* INSTRUCTIONS TO FOLLOW *
Quote the whole listing exactly. Leave the pictures out of your copy.

* DATA BLOCK *
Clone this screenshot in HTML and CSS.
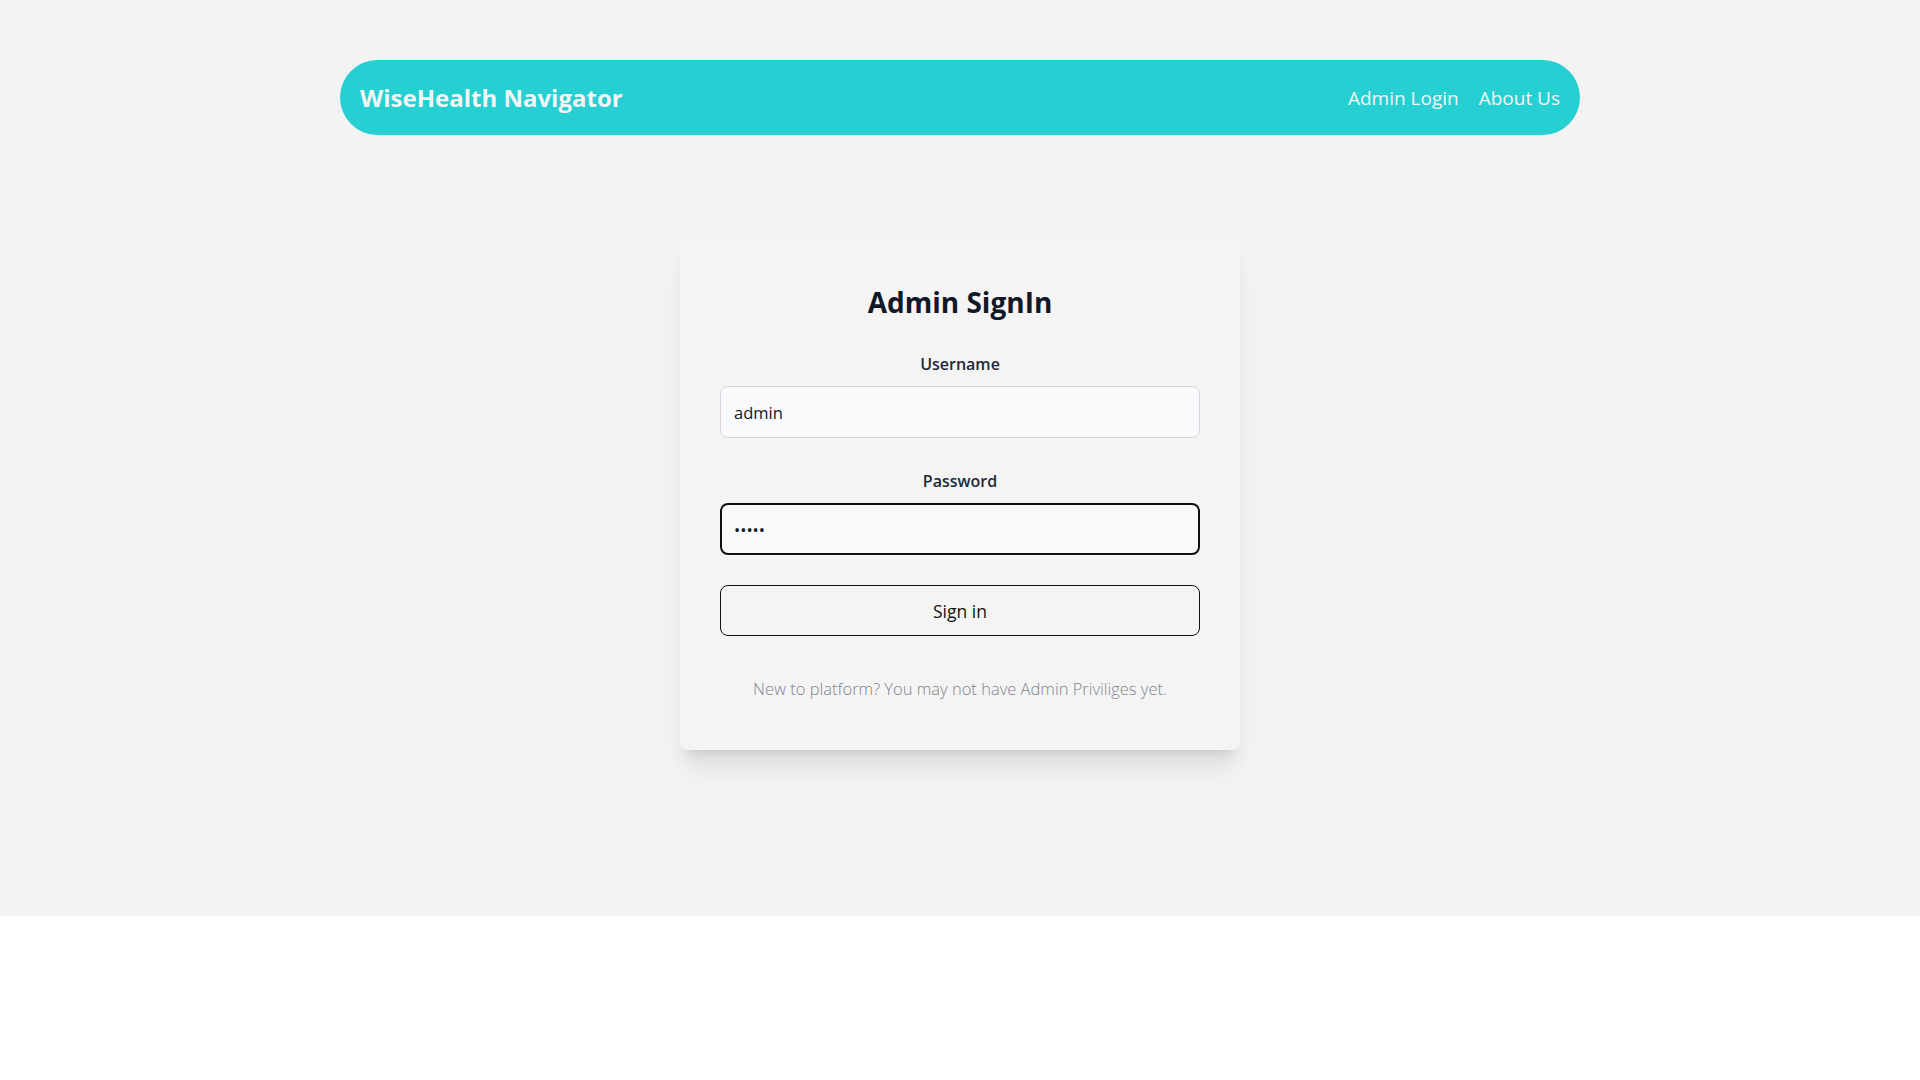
FILE: index.html
```html
<!DOCTYPE html>
<html lang="en">
<head>
<meta charset="utf-8">
<title>WiseHealth Navigator - Admin SignIn</title>
<link rel="stylesheet" href="styles.css">
</head>
<body>
<div class="page">
  <nav class="navbar">
    <a class="brand" href="#">WiseHealth Navigator</a>
    <div class="nav-links">
      <a href="#">Admin Login</a>
      <a href="#">About Us</a>
    </div>
  </nav>
  <main class="main">
    <form class="card">
      <h1 class="card-title">Admin SignIn</h1>
      <div class="field">
        <label class="label" for="username">Username</label>
        <input class="input" id="username" type="text" value="admin">
      </div>
      <div class="field">
        <label class="label" for="password">Password</label>
        <input class="input input-active" id="password" type="password" value="admin">
      </div>
      <button class="btn" type="button">Sign in</button>
      <p class="note">New to platform? You may not have Admin Priviliges yet.</p>
    </form>
  </main>
</div>
</body>
</html>
```
FILE: styles.css
```css
* { box-sizing: border-box; }
html, body { margin: 0; padding: 0; }
body {
  background: #ffffff;
  font-family: "Open Sans", "Noto Sans", sans-serif;
  color: #111827;
}
.page {
  background: #f3f3f3;
  padding: 60px 0 166px;
}
.navbar {
  width: 1240px;
  height: 75px;
  margin: 0 auto;
  background: #26cfd2;
  border-radius: 38px;
  display: flex;
  align-items: center;
  justify-content: space-between;
  padding: 0 20px;
}
.brand {
  color: #f5f5f5;
  font-weight: 700;
  font-size: 24px;
  text-decoration: none;
}
.nav-links {
  display: flex;
  gap: 20px;
}
.nav-links a {
  color: #f5f5f5;
  font-size: 19px;
  text-decoration: none;
}
.main {
  display: flex;
  justify-content: center;
  padding-top: 105px;
}
.card {
  width: 560px;
  background: #f4f4f4;
  border-radius: 8px;
  padding: 40px 40px 47px;
  box-shadow: 0 20px 25px -5px rgba(0,0,0,0.1), 0 8px 10px -6px rgba(0,0,0,0.1);
  text-align: center;
}
.card-title {
  margin: 3px 0 29px;
  font-size: 28px;
  line-height: 38px;
  font-weight: 700;
  color: #111827;
}
.field {
  display: flex;
  flex-direction: column;
  align-items: stretch;
  margin-bottom: 29px;
}
.label {
  font-size: 16px;
  line-height: 28px;
  font-weight: 600;
  color: #1f2937;
  margin-bottom: 8px;
}
.input {
  height: 52px;
  width: 100%;
  background: #f9fafb;
  border: 1px solid #d1d5db;
  border-radius: 8px;
  padding: 0 13px;
  font-family: inherit;
  font-size: 16.5px;
  color: #111827;
  outline: none;
}
.input-active {
  border: 2px solid #111111;
  padding: 0 12px;
}
.btn {
  display: block;
  width: 100%;
  height: 51px;
  margin-top: 30px;
  background: transparent;
  border: 1px solid #111111;
  border-radius: 8px;
  font-family: inherit;
  font-size: 17.5px;
  color: #111111;
  cursor: pointer;
}
.note {
  margin: 39px 0 0;
  font-size: 16.5px;
  line-height: 28px;
  font-weight: 300;
  color: #80848c;
}
```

* OUTPUT OF THE TASK *
Clone this screenshot in HTML and CSS.
FILE: index.html
```html
<!DOCTYPE html>
<html lang="en">
<head>
<meta charset="utf-8">
<title>WiseHealth Navigator - Admin SignIn</title>
<link rel="stylesheet" href="styles.css">
</head>
<body>
<div class="page">
  <nav class="navbar">
    <a class="brand" href="#">WiseHealth Navigator</a>
    <div class="nav-links">
      <a href="#">Admin Login</a>
      <a href="#">About Us</a>
    </div>
  </nav>
  <main class="main">
    <form class="card">
      <h1 class="card-title">Admin SignIn</h1>
      <div class="field">
        <label class="label" for="username">Username</label>
        <input class="input" id="username" type="text" value="admin">
      </div>
      <div class="field">
        <label class="label" for="password">Password</label>
        <input class="input input-active" id="password" type="password" value="admin">
      </div>
      <button class="btn" type="button">Sign in</button>
      <p class="note">New to platform? You may not have Admin Priviliges yet.</p>
    </form>
  </main>
</div>
</body>
</html>
```
FILE: styles.css
```css
* { box-sizing: border-box; }
html, body { margin: 0; padding: 0; }
body {
  background: #ffffff;
  font-family: "Open Sans", "Noto Sans", sans-serif;
  color: #111827;
}
.page {
  background: #f3f3f3;
  padding: 60px 0 166px;
}
.navbar {
  width: 1240px;
  height: 75px;
  margin: 0 auto;
  background: #26cfd2;
  border-radius: 38px;
  display: flex;
  align-items: center;
  justify-content: space-between;
  padding: 0 20px;
}
.brand {
  color: #f5f5f5;
  font-weight: 700;
  font-size: 24px;
  text-decoration: none;
}
.nav-links {
  display: flex;
  gap: 20px;
}
.nav-links a {
  color: #f5f5f5;
  font-size: 19px;
  text-decoration: none;
}
.main {
  display: flex;
  justify-content: center;
  padding-top: 105px;
}
.card {
  width: 560px;
  background: #f4f4f4;
  border-radius: 8px;
  padding: 40px 40px 47px;
  box-shadow: 0 20px 25px -5px rgba(0,0,0,0.1), 0 8px 10px -6px rgba(0,0,0,0.1);
  text-align: center;
}
.card-title {
  margin: 3px 0 29px;
  font-size: 28px;
  line-height: 38px;
  font-weight: 700;
  color: #111827;
}
.field {
  display: flex;
  flex-direction: column;
  align-items: stretch;
  margin-bottom: 29px;
}
.label {
  font-size: 16px;
  line-height: 28px;
  font-weight: 600;
  color: #1f2937;
  margin-bottom: 8px;
}
.input {
  height: 52px;
  width: 100%;
  background: #f9fafb;
  border: 1px solid #d1d5db;
  border-radius: 8px;
  padding: 0 13px;
  font-family: inherit;
  font-size: 16.5px;
  color: #111827;
  outline: none;
}
.input-active {
  border: 2px solid #111111;
  padding: 0 12px;
}
.btn {
  display: block;
  width: 100%;
  height: 51px;
  margin-top: 30px;
  background: transparent;
  border: 1px solid #111111;
  border-radius: 8px;
  font-family: inherit;
  font-size: 17.5px;
  color: #111111;
  cursor: pointer;
}
.note {
  margin: 39px 0 0;
  font-size: 16.5px;
  line-height: 28px;
  font-weight: 300;
  color: #80848c;
}
```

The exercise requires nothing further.